Shares of MP Materials rose after Barclays initiated coverage with a Buy rating, making the stock a unanimous favorite among the 18 analysts who cover it.
“Barclays analyst Richard Garchitorena launched coverage of MP on Thursday evening with a Buy rating and $69 price target,” according to ratings aggregators. The move follows a recent reiteration of a Buy rating from DA Davidson, which holds an $82 price target on the stock.
The new rating pushed MP Materials stock up 5.1 percent to $64.85 in early Friday trading, following a 9.3 percent jump on Thursday. The stock has gained more than 220 percent over the past 12 months, supported by a U.S. government push to establish a domestic supply chain for rare-earth metals and break China’s near-monopoly.
The bullish consensus underscores the strategic importance of MP’s Mountain Pass mine, the only active and scaled rare-earth mining and processing site in the U.S. The company has secured partnerships with the Department of Defense and Apple to help build out a domestic supply chain for the "magic" magnets essential for electric vehicles, electronics, and defense applications.

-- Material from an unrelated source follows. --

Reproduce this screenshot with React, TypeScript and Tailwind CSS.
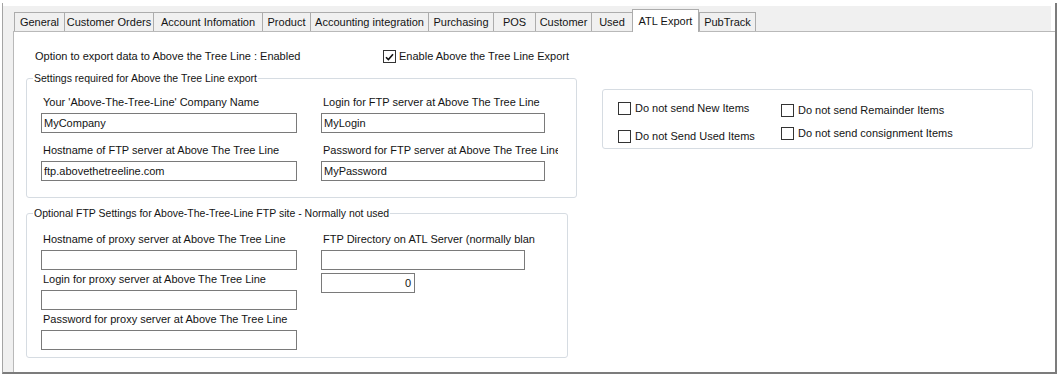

DA Davidson recently updated its 2026 and 2027 estimates for MP Materials after the company reported first-quarter 2026 earnings that surpassed expectations. The company posted earnings per share of $0.03, beating a projected loss, on revenue of $90.65 million. The firm believes MP will achieve a 6,000 tons per year run rate for NdPr oxide production late in 2026.
MP Materials’ strategic position has insulated it from some typical mining sector cycles, with shares reacting positively to government investments and signs of China restricting exports. However, its value is also tied to policy, with any potential relaxation of Chinese export controls seen as a risk. Even at full capacity, MP’s production is expected to meet only a portion of U.S. demand, a factor keeping the geopolitical situation in focus for investors.
The unanimous Buy ratings suggest analysts believe the company's strategic position outweighs the risks. Investors will watch for continued progress in the company’s plan to build out its magnetics and separations capacity.
This article is for informational purposes only and does not constitute investment advice.